帰って食べてまた帰る(盆)

朝、起床。夏休み初日。風呂から出てきた妻がなにかを繰り返ししゃべっている。何度目かでそれが「おなかが空いた」だということがわかったのだけれど、その様子がこのあいだ見た2歳児とそっくりすぎて驚いた。朝食にホットケーキを作って食べる。
隣の家のおばあちゃんが「お父さんに」と言って桃と葡萄を持って来てくれる。昨日誰もいなかったから今日もいなかったら自分で食べてしまおうと思っていたけれど渡せてよかった、あと昨日庭の百日紅の枝を一本もらったけどありがとう、と言われる。こちらもお礼を言って頂いて、ガラスの器に入れた桃と葡萄を居間にある義父の写真の前に供える。盆である。お迎えにいってはいないけれど、身軽で器用で娘想いな方なのでおそらくここまで向こうからやって来てくれているんじゃないかと思う。バスで外出。駅から電車で埼玉へ向かう。
昼過ぎ、駅に着いて親の運転する車で実家へ帰宅。暑い。線香をあげる。そして暑い。少ししてから親戚が集まってきて居間で昼食。前もうしろも家の窓を開け放っているとはいえ、エアコンのない居間に10人以上が集まって食事をするからどうやっても暑い。鶏の唐揚げ、いなり寿司、太巻き寿司、煮物、胡瓜の酢のもの、冷やしトマト、ぼたもち、漬け物、梨、どら焼き、タルト、熱いお茶。汗をにじませながら夕方までずっとなにかを食べ続ける。
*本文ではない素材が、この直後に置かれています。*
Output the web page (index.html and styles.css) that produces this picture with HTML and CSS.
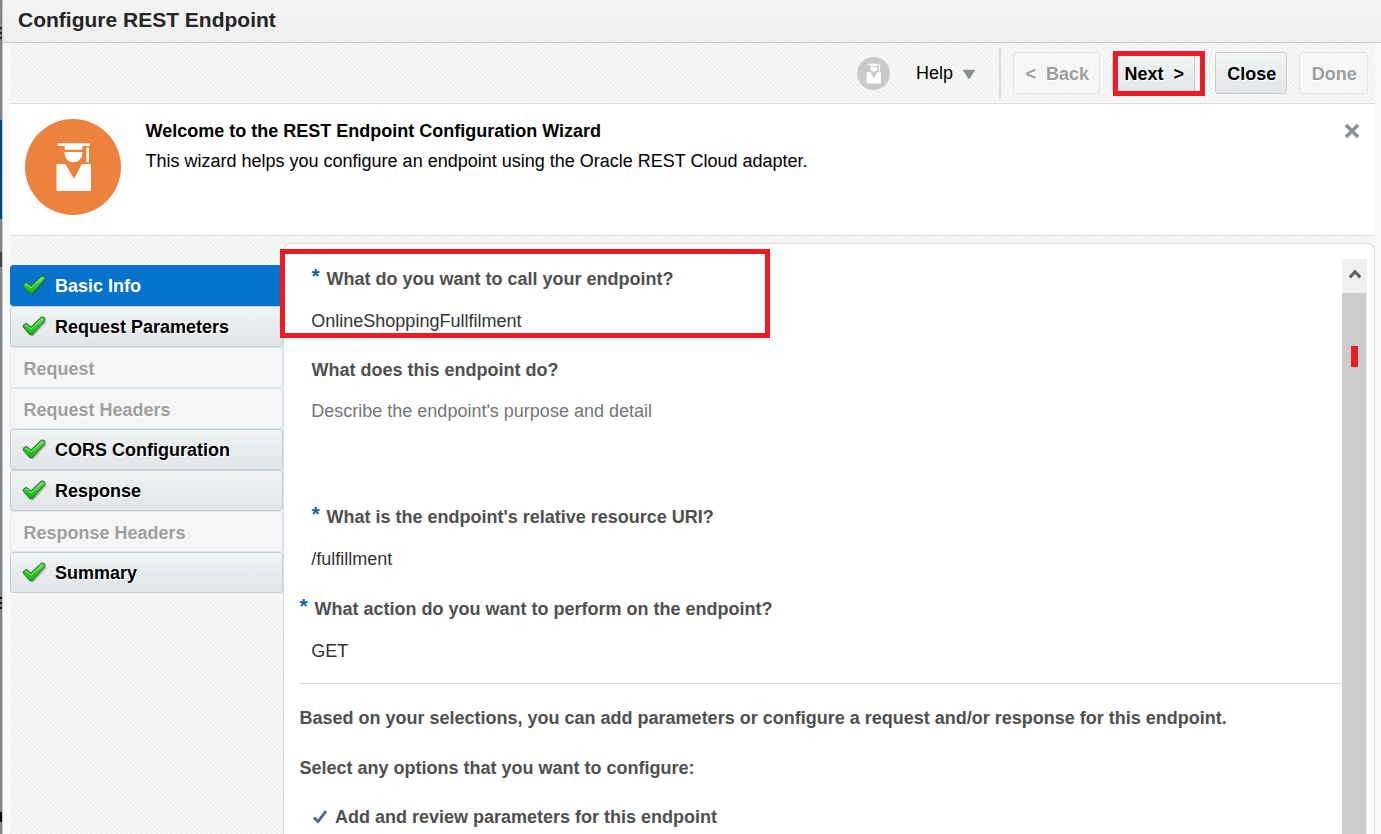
FILE: index.html
```html
<!DOCTYPE html>
<html lang="en">
<head>
<meta charset="utf-8">
<title>Configure REST Endpoint</title>
<link rel="stylesheet" href="styles.css">
</head>
<body>
<svg class="defs" width="0" height="0">
  <defs>
    <linearGradient id="green" x1="0" y1="0" x2="0" y2="1">
      <stop offset="0" stop-color="#74df68"/><stop offset=".5" stop-color="#2fd02a"/><stop offset="1" stop-color="#06b90a"/>
    </linearGradient>
    <symbol id="tick" viewBox="0 0 26 23">
      <path d="M2 11.3 5.2 8.2 9.4 12 19.7 2.2 23.3 4.5 10.2 18.8 8.3 18.8Z" fill="#444" opacity=".35" transform="translate(1.3 1.5)"/>
      <path d="M1.2 11Q1.2 8.4 4.4 7.4L9 11.2 19.4 1.2Q22.3.6 23.2 3.8L10.2 18.4 8 18.6Z" fill="url(#green)" stroke="#2b7d2d" stroke-width="1.1" stroke-linejoin="round"/>
      <path d="M2.8 10 4.2 8.9 9 13 20 2.6" fill="none" stroke="#a3eba0" stroke-width="1" opacity=".75"/>
    </symbol>
    <symbol id="graduate" viewBox="0 0 96 96">
      <circle cx="48" cy="48" r="48" fill="currentColor"/>
      <g class="figure">
        <path d="M32.8 24.2H64.8V27H57.3V30.7H39.7V27H32.8Z"/>
        <path d="M39.3 33H57.7Q56.5 43.3 48.5 43.3 40.5 43.3 39.3 33Z"/>
        <path d="M61.3 28.5H64V43.2H61.3Z"/>
        <path d="M32.5 45H40.3L49 59.8 57 45H65Q66 45 66 46V71Q66 72 65 72H32.5Q31.5 72 31.5 71V46Q31.5 45 32.5 45Z"/>
      </g>
    </symbol>
  </defs>
</svg>
<div class="screen">
  <div class="backdrop"><i class="b1"></i><i class="b2"></i><i class="b3"></i><i class="b4"></i><i class="b5"></i><i class="b6"></i></div>
  <div class="dialog">
    <header class="titlebar">Configure REST Endpoint</header>
    <div class="body">
      <div class="toolbar">
        <svg class="avatar"><use href="#graduate"/></svg>
        <span class="help">Help</span>
        <svg class="caret" width="14" height="11"><path d="M.5.8H13.5L7.6 9.7H6.4Z" fill="#879095"/></svg>
        <span class="sep"></span>
        <button class="btn back off">&lt;&nbsp; Back</button>
        <button class="btn next">Next&nbsp; &gt;</button>
        <span class="sep2"></span>
        <button class="btn close">Close</button>
        <button class="btn done off">Done</button>
      </div>
      <section class="welcome">
        <svg class="logo"><use href="#graduate"/></svg>
        <div class="intro">
          <h1>Welcome to the REST Endpoint Configuration Wizard</h1>
          <p>This wizard helps you configure an endpoint using the Oracle REST Cloud adapter.</p>
        </div>
        <svg class="dismiss" width="16" height="16"><path d="M2 2 14 14M14 2 2 14" stroke="#8b9195" stroke-width="3.6"/></svg>
      </section>
      <main class="main">
        <nav class="steps">
          <a class="step active"><svg><use href="#tick"/></svg>Basic Info</a>
          <a class="step"><svg><use href="#tick"/></svg>Request Parameters</a>
          <a class="step off">Request</a>
          <a class="step off">Request Headers</a>
          <a class="step"><svg><use href="#tick"/></svg>CORS Configuration</a>
          <a class="step"><svg><use href="#tick"/></svg>Response</a>
          <a class="step off">Response Headers</a>
          <a class="step"><svg><use href="#tick"/></svg>Summary</a>
        </nav>
        <div class="panel">
          <div class="form">
            <div class="label name"><b class="req">*</b>What do you want to call your endpoint?</div>
            <div class="value">OnlineShoppingFullfilment</div>
            <div class="label purpose">What does this endpoint do?</div>
            <div class="value hint">Describe the endpoint's purpose and detail</div>
            <div class="label uri"><b class="req">*</b>What is the endpoint's relative resource URI?</div>
            <div class="value">/fulfillment</div>
            <div class="label action"><b class="req">*</b>What action do you want to perform on the endpoint?</div>
            <div class="value">GET</div>
            <hr>
            <div class="label based">Based on your selections, you can add parameters or configure a request and/or response for this endpoint.</div>
            <div class="label select">Select any options that you want to configure:</div>
            <div class="label option"><svg width="16" height="16"><path d="M1.8 8.4 6 12.6 14 2.2" fill="none" stroke="#53659d" stroke-width="2.8"/></svg>Add and review parameters for this endpoint</div>
          </div>
          <div class="scrollbar">
            <div class="up"><svg width="12" height="10"><path d="M.8 8.4 6 2.8 11.2 8.4" fill="none" stroke="#606060" stroke-width="3"/></svg></div>
            <div class="thumb"></div>
          </div>
        </div>
      </main>
    </div>
  </div>
  <div class="mark mark-next"></div>
  <div class="mark mark-name"></div>
  <div class="mark mark-scroll"></div>
</div>
</body>
</html>
```
FILE: styles.css
```css
* { box-sizing: border-box; }
body { margin: 0; font: 18px/22px "Liberation Sans", Arial, sans-serif; color: #000; overflow: hidden; }
.defs { position: absolute; }
.screen { position: relative; display: flex; width: 1381px; height: 834px; overflow: hidden; }
.backdrop { display: flex; flex: none; flex-direction: column; width: 2px; background: #858585; }
.backdrop i { flex: none; width: 2px; }
.b1 { height: 13px; margin-top: 27px; background: repeating-linear-gradient(#222 0 2px, #777 2px 5px); }
.b2 { height: 57px; margin-top: 23px; background: #8b8577; }
.b3 { height: 99px; background: #00457c; }
.b4 { height: 15px; margin-top: 33px; background: #45454b; }
.b5 { height: 12px; margin-top: 330px; background: repeating-linear-gradient(#111 0 2px, #777 2px 5px); }
.b6 { height: 10px; margin-top: 203px; background: #080c14; }
.dialog { flex: 1; min-width: 0; display: flex; flex-direction: column; border-left: 1px solid #c2ccd6; background: #f9f9f9; }
.titlebar { height: 43px; padding: 8px 0 0 15px; border-bottom: 1px solid #c4ced7; background: linear-gradient(#f5f5f5, #eee); color: #252525; font-size: 21px; line-height: 24px; font-weight: bold; }
.body { flex: 1; display: flex; flex-direction: column; margin: 0 6px 0 7px; background: linear-gradient(45deg, #f2f2f2 25%, #f9f9f9 25% 50%, #f2f2f2 50% 75%, #f9f9f9 75%) 0 0 / 5px 5px; }
.toolbar { display: flex; align-items: center; height: 61px; padding-right: 7px; border-bottom: 1px solid #d6dfe6; }
.toolbar > * { flex: none; }
.figure { fill: #fff; transform-origin: 48px 48px; transform: scale(var(--figure-scale, 1)); }
.avatar { --figure-scale: 1.2; width: 33px; height: 33px; margin-left: 847px; color: #c9c9c9; }
.help { width: 46px; margin-left: 26px; }
.caret { margin-top: 2px; }
.sep { width: 2px; height: 51px; margin-left: 23px; background: #d6dfe6; }
.sep2 { width: 1px; height: 51px; margin-left: 9px; background: #d6dfe6; }
.btn { height: 42px; padding: 2px 0 0 1.5px; border: 1px solid #c4ced7; border-radius: 3px; background: linear-gradient(#f3f5f6, #e2e6e9); font: bold 18px/22px "Liberation Sans", Arial, sans-serif; color: #000; text-shadow: 1px 1px 0 #fff; white-space: nowrap; }
.btn.off { border-color: #dfe5eb; background: #f4f6f8; color: #9e9e9e; }
.back { width: 87px; margin-left: 12px; }
.next { width: 83px; margin-left: 12px; }
.close { width: 72px; margin-left: 10px; }
.done { width: 69px; margin-left: 12px; }
.welcome { display: flex; align-items: flex-start; height: 132px; padding: 15px 15px 0; border-bottom: 1px solid #d6dfe6; background: #fff; }
.logo { width: 96px; height: 96px; color: #ed823f; }
.intro { flex: 1; margin-left: 24.5px; }
.intro h1 { margin: 1px 0 8px; font-size: 18px; line-height: 22px; }
.intro p { margin: 0; }
.dismiss { margin-top: 4px; }
.main { flex: 1; display: flex; min-height: 0; }
.steps { width: 273px; padding-top: 29px; }
.step { display: flex; align-items: center; height: 41px; padding-left: 12.5px; border: 1px solid #c4ced7; border-radius: 3px; background: linear-gradient(#f0f2f3, #e1e5e8); font-weight: bold; text-shadow: 1px 1px 0 #fff; }
.step svg { width: 26px; height: 23px; margin: 1px 7px 0 -1.5px; }
.step.active { border-color: #0572ce; background: #0572ce; color: #fff; text-shadow: none; }
.step.off { padding-top: 2px; border-color: #e0e6ec; background: #f4f6f8; color: #9e9e9e; }
.panel { flex: 1; display: flex; min-width: 0; margin-top: 7px; border: 1px solid #d3dfe8; border-bottom: 0; border-radius: 8px 8px 0 0; background: #fff; }
.form { flex: none; width: 1058px; padding: 24px 1px 0 15px; white-space: nowrap; }
.label { height: 22px; color: #4f4f4f; font-weight: bold; padding-left: .5px; }
.name, .uri, .purpose { padding-left: 12.5px; }
.name, .uri, .action { display: flex; }
.req { width: 15px; color: #0b5fae; font-size: 21px; line-height: 15px; }
.value { height: 22px; margin: 20px 0 0 12.3px; color: #333; }
.purpose { margin-top: 27px; }
.hint { margin-top: 19px; color: #757575; }
.uri { margin-top: 84px; }
.action { margin-top: 28px; }
hr { height: 1px; margin: 21px 0 0; border: 0; background: #d6dfe6; }
.based { margin-top: 23px; }
.select { margin-top: 28px; }
.option { display: flex; align-items: center; margin: 27px 0 0 12px; }
.option svg { margin-right: 7.5px; }
.scrollbar { flex: none; display: flex; flex-direction: column; width: 25px; margin-top: 15px; background: #f0f0f0; }
.up { display: flex; align-items: center; justify-content: center; height: 34px; padding-bottom: 4px; }
.thumb { flex: 1; width: 24px; background: #cdcdcd; }
.mark { position: absolute; border: 5px solid #ed1c24; }
.mark-next { left: 1113px; top: 51px; width: 92px; height: 45px; }
.mark-name { left: 280px; top: 249px; width: 490px; height: 89px; }
.mark-scroll { left: 1351px; top: 346px; width: 7px; height: 21px; border: 0; background: #ed1c24; }
```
確かに夏だから暑いのはあたり前の話なのだけれど「この暑さはひさしぶりだ。まるで自分が子供の頃のようだ」と叔母がいう。叔母が子供の頃というのはおそらく昭和30年代の後半から40年代の話だと思うのだけれど、今いる家のどこからどこまでが土間だったとか、そこになにがあったとか、その土間をつぶして応接間をつくったのは叔母が婚約者を連れてくることになったからだったんじゃないかとか、当時の話をいくつか教えてもらう。つけっぱなしのテレビはずっと甲子園での高校野球が映っていて、みんなは暑いので座布団をどかして、うちわや扇子をそれぞれ持って扇ぎながら話している。夕方のニュースで昼過ぎに館林の気温が40度を超えたことを知る。県内の熊谷も小川町もそれぞれニュースになっている。「どうしようもない」と思うしかない。
夜、帰って行くみんなを見送ったあと、そうめんを冷や汁で食べる。親戚にもらった梨や残り物の煮物やぼたもちや親がつくったジャムなどを手提げ袋二つにまとめて今日も持ち帰ることにする。送ってもらって電車で帰宅。